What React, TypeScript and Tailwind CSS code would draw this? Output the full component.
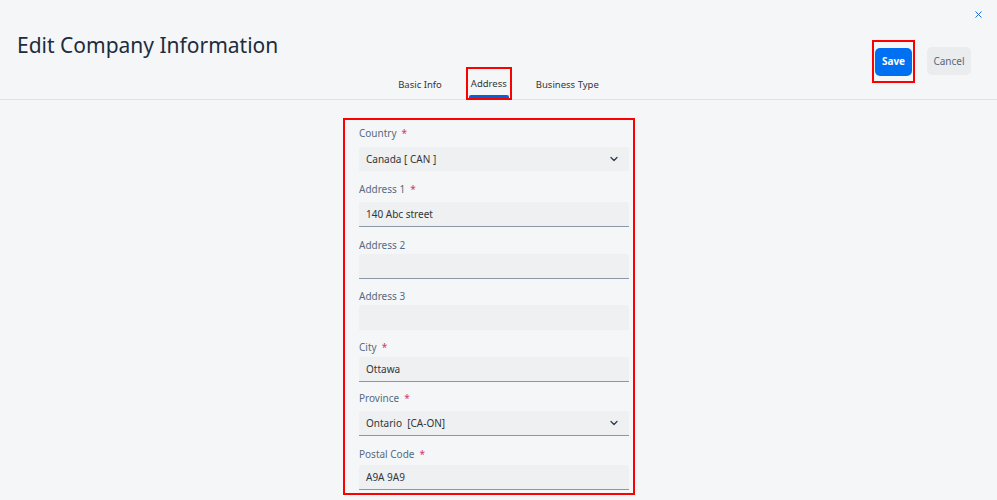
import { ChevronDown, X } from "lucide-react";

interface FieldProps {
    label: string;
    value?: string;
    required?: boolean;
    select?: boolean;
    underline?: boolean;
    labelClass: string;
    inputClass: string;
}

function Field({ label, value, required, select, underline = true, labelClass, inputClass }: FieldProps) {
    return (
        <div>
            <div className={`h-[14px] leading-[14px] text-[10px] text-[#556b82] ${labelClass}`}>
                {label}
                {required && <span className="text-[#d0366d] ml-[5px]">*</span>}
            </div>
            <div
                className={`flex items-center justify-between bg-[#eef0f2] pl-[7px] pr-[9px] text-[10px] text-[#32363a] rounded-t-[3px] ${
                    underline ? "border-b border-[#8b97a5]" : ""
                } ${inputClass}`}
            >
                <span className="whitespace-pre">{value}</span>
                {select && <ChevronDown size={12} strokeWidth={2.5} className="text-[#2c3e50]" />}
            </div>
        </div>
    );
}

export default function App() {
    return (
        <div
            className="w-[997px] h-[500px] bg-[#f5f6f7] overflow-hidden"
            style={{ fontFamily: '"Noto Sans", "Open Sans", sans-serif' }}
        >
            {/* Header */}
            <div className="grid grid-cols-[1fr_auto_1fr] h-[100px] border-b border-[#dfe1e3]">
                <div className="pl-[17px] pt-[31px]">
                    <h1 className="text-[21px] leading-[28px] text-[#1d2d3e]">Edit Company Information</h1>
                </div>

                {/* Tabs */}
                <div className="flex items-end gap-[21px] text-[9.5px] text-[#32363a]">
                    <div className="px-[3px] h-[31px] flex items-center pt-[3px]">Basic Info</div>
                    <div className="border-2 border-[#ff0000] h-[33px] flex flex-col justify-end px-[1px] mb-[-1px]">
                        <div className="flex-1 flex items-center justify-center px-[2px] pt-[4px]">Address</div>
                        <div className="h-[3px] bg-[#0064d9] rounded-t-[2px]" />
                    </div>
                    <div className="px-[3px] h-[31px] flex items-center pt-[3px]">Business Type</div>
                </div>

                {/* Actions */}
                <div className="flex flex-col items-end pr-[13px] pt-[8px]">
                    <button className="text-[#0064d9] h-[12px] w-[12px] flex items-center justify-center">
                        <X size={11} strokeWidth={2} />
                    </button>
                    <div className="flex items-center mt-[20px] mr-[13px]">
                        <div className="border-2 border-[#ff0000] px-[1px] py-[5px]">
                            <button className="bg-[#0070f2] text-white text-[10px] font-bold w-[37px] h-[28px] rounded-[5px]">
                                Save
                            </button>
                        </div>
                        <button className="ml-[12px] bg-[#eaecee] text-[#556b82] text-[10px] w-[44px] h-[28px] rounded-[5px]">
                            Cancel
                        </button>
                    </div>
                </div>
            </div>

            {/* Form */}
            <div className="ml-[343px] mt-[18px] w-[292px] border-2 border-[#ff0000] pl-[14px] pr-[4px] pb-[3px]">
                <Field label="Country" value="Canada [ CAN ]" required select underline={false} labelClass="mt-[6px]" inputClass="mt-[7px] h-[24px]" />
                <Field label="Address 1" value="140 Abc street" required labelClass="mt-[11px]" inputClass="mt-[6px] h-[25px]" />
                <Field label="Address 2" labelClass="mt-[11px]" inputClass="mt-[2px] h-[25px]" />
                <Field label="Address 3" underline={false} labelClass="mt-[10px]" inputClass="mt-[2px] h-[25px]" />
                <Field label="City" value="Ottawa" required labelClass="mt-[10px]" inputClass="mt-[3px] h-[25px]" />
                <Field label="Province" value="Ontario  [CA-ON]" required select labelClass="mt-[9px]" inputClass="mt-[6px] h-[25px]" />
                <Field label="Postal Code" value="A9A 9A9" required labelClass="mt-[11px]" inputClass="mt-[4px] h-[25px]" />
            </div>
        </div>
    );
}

____

EXERCISE DESCRIPTION -> Go through the listing above and write it all out exactly, leaving out any picture.

THE RESPONSE ->
What React, TypeScript and Tailwind CSS code would draw this? Output the full component.
import { ChevronDown, X } from "lucide-react";

interface FieldProps {
    label: string;
    value?: string;
    required?: boolean;
    select?: boolean;
    underline?: boolean;
    labelClass: string;
    inputClass: string;
}

function Field({ label, value, required, select, underline = true, labelClass, inputClass }: FieldProps) {
    return (
        <div>
            <div className={`h-[14px] leading-[14px] text-[10px] text-[#556b82] ${labelClass}`}>
                {label}
                {required && <span className="text-[#d0366d] ml-[5px]">*</span>}
            </div>
            <div
                className={`flex items-center justify-between bg-[#eef0f2] pl-[7px] pr-[9px] text-[10px] text-[#32363a] rounded-t-[3px] ${
                    underline ? "border-b border-[#8b97a5]" : ""
                } ${inputClass}`}
            >
                <span className="whitespace-pre">{value}</span>
                {select && <ChevronDown size={12} strokeWidth={2.5} className="text-[#2c3e50]" />}
            </div>
        </div>
    );
}

export default function App() {
    return (
        <div
            className="w-[997px] h-[500px] bg-[#f5f6f7] overflow-hidden"
            style={{ fontFamily: '"Noto Sans", "Open Sans", sans-serif' }}
        >
            {/* Header */}
            <div className="grid grid-cols-[1fr_auto_1fr] h-[100px] border-b border-[#dfe1e3]">
                <div className="pl-[17px] pt-[31px]">
                    <h1 className="text-[21px] leading-[28px] text-[#1d2d3e]">Edit Company Information</h1>
                </div>

                {/* Tabs */}
                <div className="flex items-end gap-[21px] text-[9.5px] text-[#32363a]">
                    <div className="px-[3px] h-[31px] flex items-center pt-[3px]">Basic Info</div>
                    <div className="border-2 border-[#ff0000] h-[33px] flex flex-col justify-end px-[1px] mb-[-1px]">
                        <div className="flex-1 flex items-center justify-center px-[2px] pt-[4px]">Address</div>
                        <div className="h-[3px] bg-[#0064d9] rounded-t-[2px]" />
                    </div>
                    <div className="px-[3px] h-[31px] flex items-center pt-[3px]">Business Type</div>
                </div>

                {/* Actions */}
                <div className="flex flex-col items-end pr-[13px] pt-[8px]">
                    <button className="text-[#0064d9] h-[12px] w-[12px] flex items-center justify-center">
                        <X size={11} strokeWidth={2} />
                    </button>
                    <div className="flex items-center mt-[20px] mr-[13px]">
                        <div className="border-2 border-[#ff0000] px-[1px] py-[5px]">
                            <button className="bg-[#0070f2] text-white text-[10px] font-bold w-[37px] h-[28px] rounded-[5px]">
                                Save
                            </button>
                        </div>
                        <button className="ml-[12px] bg-[#eaecee] text-[#556b82] text-[10px] w-[44px] h-[28px] rounded-[5px]">
                            Cancel
                        </button>
                    </div>
                </div>
            </div>

            {/* Form */}
            <div className="ml-[343px] mt-[18px] w-[292px] border-2 border-[#ff0000] pl-[14px] pr-[4px] pb-[3px]">
                <Field label="Country" value="Canada [ CAN ]" required select underline={false} labelClass="mt-[6px]" inputClass="mt-[7px] h-[24px]" />
                <Field label="Address 1" value="140 Abc street" required labelClass="mt-[11px]" inputClass="mt-[6px] h-[25px]" />
                <Field label="Address 2" labelClass="mt-[11px]" inputClass="mt-[2px] h-[25px]" />
                <Field label="Address 3" underline={false} labelClass="mt-[10px]" inputClass="mt-[2px] h-[25px]" />
                <Field label="City" value="Ottawa" required labelClass="mt-[10px]" inputClass="mt-[3px] h-[25px]" />
                <Field label="Province" value="Ontario  [CA-ON]" required select labelClass="mt-[9px]" inputClass="mt-[6px] h-[25px]" />
                <Field label="Postal Code" value="A9A 9A9" required labelClass="mt-[11px]" inputClass="mt-[4px] h-[25px]" />
            </div>
        </div>
    );
}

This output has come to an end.